The Freedom of Information Act (FOIA) is a powerful statute. Enacted in 1966, it established a mechanism for members of the public to request agency records from federal information and documents, provided that such information does not fall into one of FOIA’s many exemptions. 

FOIA appears frequently in Law Street Media, in articles written by the team at FOIAengine. FOIAengine logs FOIA requests as they happen, allowing users to investigate who is making requests under the statute. This article will instead look at FOIA litigation – lawsuits brought by members of the public to challenge the denial of a FOIA request.

Such cases are categorized under the PACER Nature of Suit code 895. The below graph tracks the annual amount of cases filed under that type from 2015 to the present. (The 2025 data represents the first seven months of the year.) 

FOIA cases have grown, although not uniformly, over the last decade. The years 2020 and 2021 saw fewer cases than prior and subsequent years, for example. This tracks overall trends in federal litigation, with steady growth over the years but with slowdowns during the COVID-19 pandemic. 

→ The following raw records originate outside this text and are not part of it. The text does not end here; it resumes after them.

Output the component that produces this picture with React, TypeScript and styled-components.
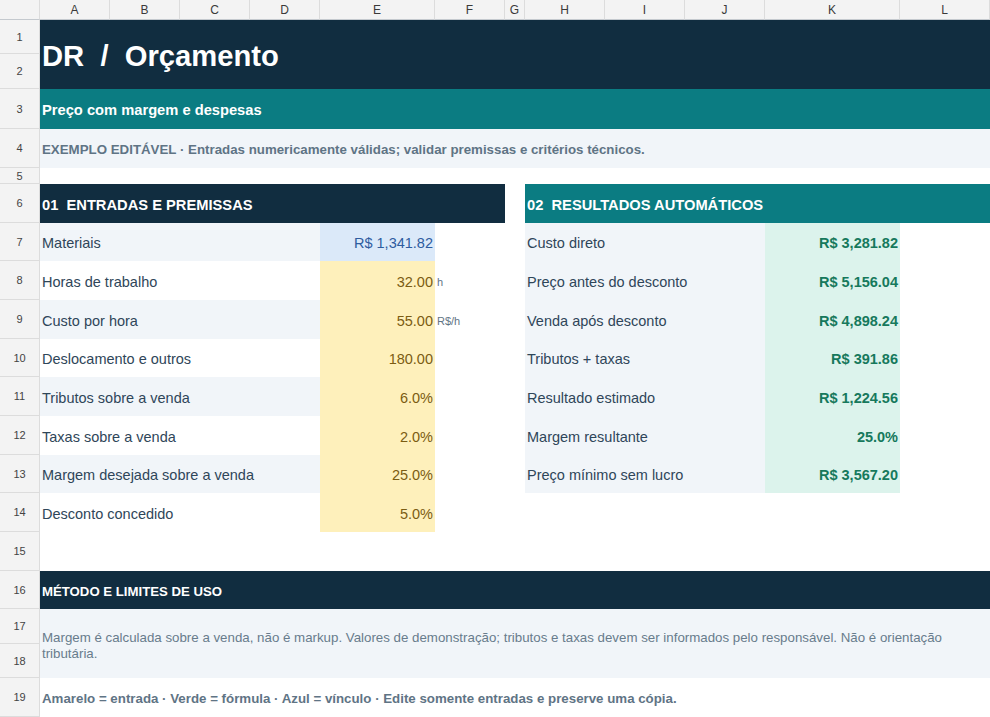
import React from "react";
import styled, { createGlobalStyle } from "styled-components";

const GlobalStyle = createGlobalStyle`
  html, body {
    margin: 0;
    padding: 0;
    background: #ffffff;
  }
  body {
    font-family: "Liberation Sans", Arial, sans-serif;
    overflow: hidden;
  }
`;

const colors = {
  navy: "#112d40",
  teal: "#0b7c82",
  light: "#f1f5f9",
  blue: "#dbe9f9",
  yellow: "#fef0bb",
  green: "#dcf3ec",
  label: "#2f4659",
  muted: "#5f7485",
};

const COLS = ["A", "B", "C", "D", "E", "F", "G", "H", "I", "J", "K", "L"];
const ROW_HEIGHTS = [34, 35, 40, 39, 16, 39, 38, 39, 39, 38, 39, 39, 38, 39, 39, 38, 35, 34, 39];

const Sheet = styled.div`
  display: grid;
  grid-template-columns: 40px 70px 70px 70px 70px 115px 70px 20px 80px 80px 80px 135px 90px;
  grid-template-rows: 20px ${ROW_HEIGHTS.map((h) => `${h}px`).join(" ")};
  width: 990px;
  height: 717px;
  overflow: hidden;
`;

const Corner = styled.div`
  grid-column: 1;
  grid-row: 1;
  background: #f3f3f3;
  border-right: 1px solid #dcdcdc;
  border-bottom: 1px solid #c4c9ce;
`;

const ColHead = styled.div<{ $col: number }>`
  grid-column: ${({ $col }) => $col};
  grid-row: 1;
  display: flex;
  align-items: center;
  justify-content: center;
  background: #f3f3f3;
  border-right: 1px solid #dcdcdc;
  border-bottom: 1px solid #c4c9ce;
  font-size: 12px;
  color: #3a3a3a;
`;

const RowHead = styled.div<{ $row: number }>`
  grid-column: 1;
  grid-row: ${({ $row }) => $row + 1};
  display: flex;
  align-items: center;
  justify-content: center;
  background: #f3f3f3;
  border-right: 1px solid #dcdcdc;
  border-bottom: 1px solid #dcdcdc;
  font-size: 11px;
  color: #444;
`;

type Tone = "navy" | "teal" | "light" | "blue" | "yellow" | "green" | "none";

const Cell = styled.div<{
  $col: string;
  $row: string;
  $bg?: Tone;
  $align?: "left" | "right";
}>`
  grid-column: ${({ $col }) => $col};
  grid-row: ${({ $row }) => $row};
  display: flex;
  align-items: center;
  justify-content: ${({ $align }) => ($align === "right" ? "flex-end" : "flex-start")};
  padding: 2px 2px 0;
  min-width: 0;
  background: ${({ $bg }) => ($bg && $bg !== "none" ? colors[$bg] : "transparent")};
  white-space: nowrap;
  overflow: visible;
`;

const Title = styled.span`
  font-size: 29.2px;
  font-weight: 700;
  color: #ffffff;
  white-space: pre;
  margin-top: 1px;
`;

const Subtitle = styled.span`
  font-size: 14.7px;
  font-weight: 700;
  color: #ffffff;
`;

const Note = styled.span`
  font-size: 13.3px;
  font-weight: 700;
  color: ${colors.muted};
`;

const SectionTitle = styled.span<{ $size?: number }>`
  font-size: ${({ $size }) => $size ?? 14.7}px;
  font-weight: 700;
  color: #ffffff;
  white-space: pre;
`;

const Label = styled.span`
  font-size: 14.5px;
  color: ${colors.label};
`;

const Value = styled.span<{ $kind: "input" | "link" | "formula" }>`
  font-size: 14.5px;
  font-weight: ${({ $kind }) => ($kind === "formula" ? 700 : 400)};
  color: ${({ $kind }) =>
    $kind === "input" ? "#7b5c12" : $kind === "link" ? "#2e5c9f" : "#16795c"};
`;

const Unit = styled.span`
  font-size: 11px;
  color: ${colors.muted};
`;

const Paragraph = styled.p`
  margin: 0;
  font-size: 13.3px;
  line-height: 16px;
  color: #687c8c;
  white-space: normal;
  padding-top: 2px;
`;

type InputRow = {
  label: string;
  value: string;
  kind: "input" | "link";
  unit?: string;
};

const inputs: InputRow[] = [
  { label: "Materiais", value: "R$ 1,341.82", kind: "link" },
  { label: "Horas de trabalho", value: "32.00", kind: "input", unit: "h" },
  { label: "Custo por hora", value: "55.00", kind: "input", unit: "R$/h" },
  { label: "Deslocamento e outros", value: "180.00", kind: "input" },
  { label: "Tributos sobre a venda", value: "6.0%", kind: "input" },
  { label: "Taxas sobre a venda", value: "2.0%", kind: "input" },
  { label: "Margem desejada sobre a venda", value: "25.0%", kind: "input" },
  { label: "Desconto concedido", value: "5.0%", kind: "input" },
];

const results = [
  { label: "Custo direto", value: "R$ 3,281.82" },
  { label: "Preço antes do desconto", value: "R$ 5,156.04" },
  { label: "Venda após desconto", value: "R$ 4,898.24" },
  { label: "Tributos + taxas", value: "R$ 391.86" },
  { label: "Resultado estimado", value: "R$ 1,224.56" },
  { label: "Margem resultante", value: "25.0%" },
  { label: "Preço mínimo sem lucro", value: "R$ 3,567.20" },
];

// sheet row n lives on grid row n + 1 (row 1 of the grid is the letters bar)
const r = (n: number, span = 1) => `${n + 1} / span ${span}`;

export default function App() {
  return (
    <>
      <GlobalStyle />
      <Sheet>
        <Corner />
        {COLS.map((c, i) => (
          <ColHead key={c} $col={i + 2}>
            {c}
          </ColHead>
        ))}
        {ROW_HEIGHTS.map((_, i) => (
          <RowHead key={i} $row={i + 1}>
            {i + 1}
          </RowHead>
        ))}

        <Cell $col="2 / 14" $row={r(1, 2)} $bg="navy">
          <Title>DR  /  Orçamento</Title>
        </Cell>
        <Cell $col="2 / 14" $row={r(3)} $bg="teal">
          <Subtitle>Preço com margem e despesas</Subtitle>
        </Cell>
        <Cell $col="2 / 14" $row={r(4)} $bg="light">
          <Note>
            EXEMPLO EDITÁVEL · Entradas numericamente válidas; validar premissas e critérios técnicos.
          </Note>
        </Cell>

        <Cell $col="2 / 8" $row={r(6)} $bg="navy">
          <SectionTitle>01  ENTRADAS E PREMISSAS</SectionTitle>
        </Cell>
        <Cell $col="9 / 14" $row={r(6)} $bg="teal">
          <SectionTitle>02  RESULTADOS AUTOMÁTICOS</SectionTitle>
        </Cell>

        {inputs.map((row, i) => {
          const n = 7 + i;
          return (
            <React.Fragment key={row.label}>
              <Cell $col="2 / 6" $row={r(n)} $bg={i % 2 === 0 ? "light" : "none"}>
                <Label>{row.label}</Label>
              </Cell>
              <Cell
                $col="6"
                $row={r(n)}
                $bg={row.kind === "link" ? "blue" : "yellow"}
                $align="right"
              >
                <Value $kind={row.kind}>{row.value}</Value>
              </Cell>
              {row.unit && (
                <Cell $col="7" $row={r(n)}>
                  <Unit>{row.unit}</Unit>
                </Cell>
              )}
            </React.Fragment>
          );
        })}

        {results.map((row, i) => {
          const n = 7 + i;
          return (
            <React.Fragment key={row.label}>
              <Cell $col="9 / 12" $row={r(n)} $bg="light">
                <Label>{row.label}</Label>
              </Cell>
              <Cell $col="12" $row={r(n)} $bg="green" $align="right">
                <Value $kind="formula">{row.value}</Value>
              </Cell>
            </React.Fragment>
          );
        })}

        <Cell $col="2 / 14" $row={r(16)} $bg="navy">
          <SectionTitle $size={13.2}>MÉTODO E LIMITES DE USO</SectionTitle>
        </Cell>
        <Cell $col="2 / 14" $row={r(17, 2)} $bg="light">
          <Paragraph>
            Margem é calculada sobre a venda, não é markup. Valores de demonstração; tributos e
            taxas devem ser informados pelo responsável. Não é orientação tributária.
          </Paragraph>
        </Cell>
        <Cell $col="2 / 14" $row={r(19)}>
          <Note>
            Amarelo = entrada · Verde = fórmula · Azul = vínculo · Edite somente entradas e
            preserve uma cópia.
          </Note>
        </Cell>
      </Sheet>
    </>
  );
}
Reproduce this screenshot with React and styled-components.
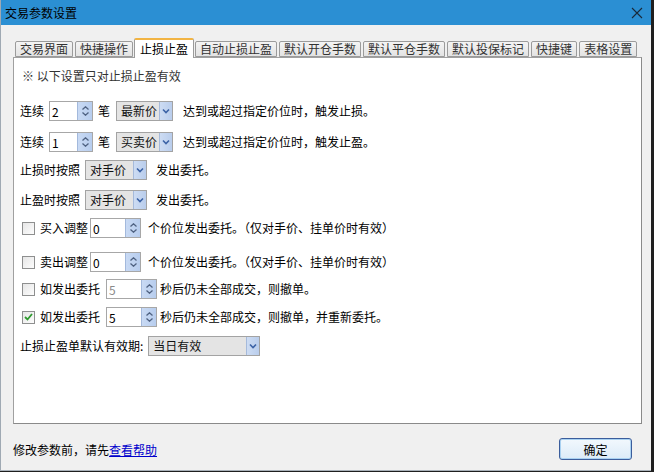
import React, {useState} from "react";
import styled, {createGlobalStyle} from "styled-components";

const GlobalStyle = createGlobalStyle`
  html, body {
    margin: 0;
    padding: 0;
    background: #1f1f1f;
  }
  body {
    font-family: "Noto Sans CJK SC", "Liberation Sans", sans-serif;
    font-size: 12px;
    color: #000;
  }
`

const Screen = styled.div`
  width: 654px;
  height: 472px;
  background: #1f1f1f;
  overflow: hidden;
`

const Window = styled.div`
  width: 650px;
  height: 470px;
  display: flex;
  flex-direction: column;
  background: #f0f0f0;
  border-left: 1px solid #9fa9b3;
  border-bottom: 1px solid #a8b0b8;
`

const TitleBar = styled.div`
  height: 25px;
  flex-shrink: 0;
  display: flex;
  align-items: center;
  justify-content: space-between;
  padding: 0 8px 0 4px;
  background: #2b8fd3;
  line-height: 25px;
`

const TitleText = styled.span`
  font-size: 12px;
  color: #000;
`

const CloseBtn = styled.span`
  display: flex;
  width: 12px;
  height: 12px;
  margin-top: 1px;
`

const Body = styled.div`
  padding: 12px 8px 0 12px;
  flex-shrink: 0;
`

const TabBar = styled.div`
  display: flex;
  align-items: flex-end;
  height: 20px;
  padding-left: 2px;
  position: relative;
  z-index: 1;
`

const Tab = styled.div`
  height: ${p => p.$active ? "20px" : "16px"};
  padding: 0 ${p => p.$active ? "5px" : "4px"};
  margin: ${p => p.$active ? "0 1px -1px -1px" : "0 2px 0 0"};
  box-sizing: border-box;
  display: flex;
  align-items: center;
  justify-content: center;
  line-height: 14px;
  white-space: nowrap;
  color: ${p => p.$active ? "#000" : "#333"};
  border: 1px solid #9b9b9b;
  border-bottom: ${p => p.$active ? "none" : "1px solid #9b9b9b"};
  border-top: ${p => p.$active ? "2px solid #f2b443" : "1px solid #9b9b9b"};
  border-radius: 2px 2px 0 0;
  background: ${p => p.$active ? "#fff" : "linear-gradient(#f4f4f4, #e3e3e3)"};
  cursor: default;
`

const Panel = styled.div`
  width: 629px;
  height: 367px;
  box-sizing: border-box;
  background: #fff;
  border: 1px solid #a0a0a0;
  border-right-color: #8a8a8a;
  border-bottom-color: #8a8a8a;
  padding: 10px 0 0 6px;
  display: flex;
  flex-direction: column;
`

const Notice = styled.div`
  height: 16px;
  line-height: 16px;
  padding-left: 2px;
  color: #333;
`

const Row = styled.div`
  display: flex;
  align-items: center;
  height: 20px;
  margin-top: ${p => p.$mt}px;
  white-space: nowrap;
`

const Text = styled.span`
  margin-left: ${p => p.$ml || 0}px;
  line-height: 20px;
`

const SpinWrap = styled.div`
  display: flex;
  width: ${p => p.$w}px;
  height: 20px;
  margin-left: ${p => p.$ml || 0}px;
  box-sizing: border-box;
  border: 1px solid #a7a7a7;
  background: #fff;
`

const SpinInput = styled.input`
  flex: 1;
  min-width: 0;
  border: none;
  outline: none;
  padding: 0 0 0 2px;
  font: inherit;
  font-size: 12px;
  color: ${p => p.disabled ? "#8a8a8a" : "#000"};
  background: #fff;
`

const SpinBtn = styled.div`
  width: 14px;
  display: flex;
  flex-direction: column;
  align-items: center;
  justify-content: center;
  gap: 2px;
  background: linear-gradient(90deg, #c9daf4, #b7cdee);
  border-left: 1px solid #a3b9dc;
`

const ComboWrap = styled.div`
  display: flex;
  width: ${p => p.$w}px;
  height: 20px;
  margin-left: ${p => p.$ml || 0}px;
  box-sizing: border-box;
  border: 1px solid #a3a3a3;
  background: #e4e4e4;
`

const ComboText = styled.span`
  flex: 1;
  padding-left: 4px;
  line-height: 18px;
  font-size: 12px;
  color: #111;
`

const ComboBtn = styled.div`
  width: 12px;
  display: flex;
  align-items: center;
  justify-content: center;
  background: linear-gradient(90deg, #cddcf3, #b9cdec);
  border-left: 1px solid #a5badb;
`

const Box = styled.span`
  width: 13px;
  height: 13px;
  margin-left: 2px;
  box-sizing: border-box;
  border: 1px solid #8e8f8f;
  background: linear-gradient(135deg, #e6e6e6, #fdfdfd);
  display: flex;
  align-items: center;
  justify-content: center;
`

const Footer = styled.div`
  flex: 1;
  display: flex;
  align-items: center;
  justify-content: space-between;
  padding: 4px 19px 0 12px;
`

const Link = styled.a`
  color: #0000cc;
  text-decoration: underline;
  cursor: pointer;
`

const OkButton = styled.button`
  width: 73px;
  height: 22px;
  box-sizing: border-box;
  border: 1px solid #3b5d9c;
  border-radius: 3px;
  background: linear-gradient(#f2f8fd, #dcebf8);
  box-shadow: inset 0 0 0 1px #a9d1f1;
  font: inherit;
  font-size: 12px;
  color: #000;
  padding: 0;
`

const Spin = ({w, ml, value, disabled}) => (
    <SpinWrap $w={w} $ml={ml}>
        <SpinInput defaultValue={value} disabled={disabled}/>
        <SpinBtn>
            <svg width="7" height="4" viewBox="0 0 7 4">
                <polyline points="0.5,3.5 3.5,0.8 6.5,3.5" fill="none" stroke="#4f6282" strokeWidth="1.3"/>
            </svg>
            <svg width="7" height="4" viewBox="0 0 7 4">
                <polyline points="0.5,0.5 3.5,3.2 6.5,0.5" fill="none" stroke="#4f6282" strokeWidth="1.3"/>
            </svg>
        </SpinBtn>
    </SpinWrap>
)

const Combo = ({w, ml, value}) => (
    <ComboWrap $w={w} $ml={ml}>
        <ComboText>{value}</ComboText>
        <ComboBtn>
            <svg width="8" height="6" viewBox="0 0 8 6">
                <polyline points="1,1.5 4,4.5 7,1.5" fill="none" stroke="#3c63a6" strokeWidth="1.6"/>
            </svg>
        </ComboBtn>
    </ComboWrap>
)

const Check = ({checked}) => (
    <Box>
        {checked && (
            <svg width="9" height="8" viewBox="0 0 9 8">
                <polyline points="1,4 3.5,6.5 8,1" fill="none" stroke="#2f9a2f" strokeWidth="1.8"/>
            </svg>
        )}
    </Box>
)

const tabs = ["交易界面", "快捷操作", "止损止盈", "自动止损止盈", "默认开仓手数", "默认平仓手数", "默认投保标记", "快捷键", "表格设置"]

const App = () => {
    const [active, setActive] = useState(2)
    return (
        <Screen>
            <GlobalStyle/>
            <Window>
                <TitleBar>
                    <TitleText>交易参数设置</TitleText>
                    <CloseBtn>
                        <svg width="12" height="12" viewBox="0 0 12 12">
                            <path d="M1 1 L11 11 M11 1 L1 11" stroke="#1a2a3a" strokeWidth="1.1"/>
                        </svg>
                    </CloseBtn>
                </TitleBar>
                <Body>
                    <TabBar>
                        {tabs.map((t, i) => (
                            <Tab key={t} $active={i === active} onClick={() => setActive(i)}>{t}</Tab>
                        ))}
                    </TabBar>
                    <Panel>
                        <Notice>※ 以下设置只对止损止盈有效</Notice>
                        <Row $mt={17}>
                            <Text>连续</Text>
                            <Spin w={44} ml={5} value="2"/>
                            <Text $ml={5}>笔</Text>
                            <Combo w={57} ml={6} value="最新价"/>
                            <Text $ml={10}>达到或超过指定价位时，触发止损。</Text>
                        </Row>
                        <Row $mt={11}>
                            <Text>连续</Text>
                            <Spin w={44} ml={5} value="1"/>
                            <Text $ml={5}>笔</Text>
                            <Combo w={57} ml={6} value="买卖价"/>
                            <Text $ml={10}>达到或超过指定价位时，触发止盈。</Text>
                        </Row>
                        <Row $mt={8}>
                            <Text>止损时按照</Text>
                            <Combo w={62} ml={5} value="对手价"/>
                            <Text $ml={9}>发出委托。</Text>
                        </Row>
                        <Row $mt={10}>
                            <Text>止盈时按照</Text>
                            <Combo w={62} ml={5} value="对手价"/>
                            <Text $ml={9}>发出委托。</Text>
                        </Row>
                        <Row $mt={8}>
                            <Check/>
                            <Text $ml={5}>买入调整</Text>
                            <Spin w={51} ml={2} value="0"/>
                            <Text $ml={7}>个价位发出委托。（仅对手价、挂单价时有效）</Text>
                        </Row>
                        <Row $mt={14}>
                            <Check/>
                            <Text $ml={5}>卖出调整</Text>
                            <Spin w={51} ml={2} value="0"/>
                            <Text $ml={7}>个价位发出委托。（仅对手价、挂单价时有效）</Text>
                        </Row>
                        <Row $mt={7}>
                            <Check/>
                            <Text $ml={5}>如发出委托</Text>
                            <Spin w={51} ml={6} value="5" disabled/>
                            <Text $ml={3}>秒后仍未全部成交，则撤单。</Text>
                        </Row>
                        <Row $mt={8}>
                            <Check checked/>
                            <Text $ml={5}>如发出委托</Text>
                            <Spin w={51} ml={6} value="5"/>
                            <Text $ml={3}>秒后仍未全部成交，则撤单，并重新委托。</Text>
                        </Row>
                        <Row $mt={9}>
                            <Text>止损止盈单默认有效期:</Text>
                            <Combo w={112} ml={5} value="当日有效"/>
                        </Row>
                    </Panel>
                </Body>
                <Footer>
                    <span>修改参数前，请先<Link>查看帮助</Link></span>
                    <OkButton>确定</OkButton>
                </Footer>
            </Window>
        </Screen>
    )
}

export default App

Approximately 7,000 cases have been filed in the last decade. Over half, unsurprisingly, have been filed in the District of Columbia District Court. The rest of the top courts are a who’s-who of the most populous districts in the country – New York, the Bay Area, Seattle, and more. This could hint to who’s filing these cases. 

The top plaintiff for the last decade is Judicial Watch, which describes itself as a “a conservative, non-partisan educational foundation, which promotes transparency, accountability and integrity in government, politics and the law.” The group has filed 410 FOIA lawsuits, according to Docket Alarm, more than twice that of the runner-up, American Oversight. Other top litigants include Informed Consent Action Network, Protect the Public’s Trust, and Citizens for Responsibility and Ethics in Washington: CREW. The top-filing individual is Jason Leopold, who has been covered by the FOIAengine team in Law Street Media.  

The defendants in the cases are revealing as well. The top defendant is, perhaps unsurprisingly, the Department of Justice. The Departments of Homeland Security, State, and Health and Human Services round out the top 4. The full list can be viewed above. 

While Docket Alarm analytics cannot reveal what happens in each case, they do show that the cases last, on average, for 554 days.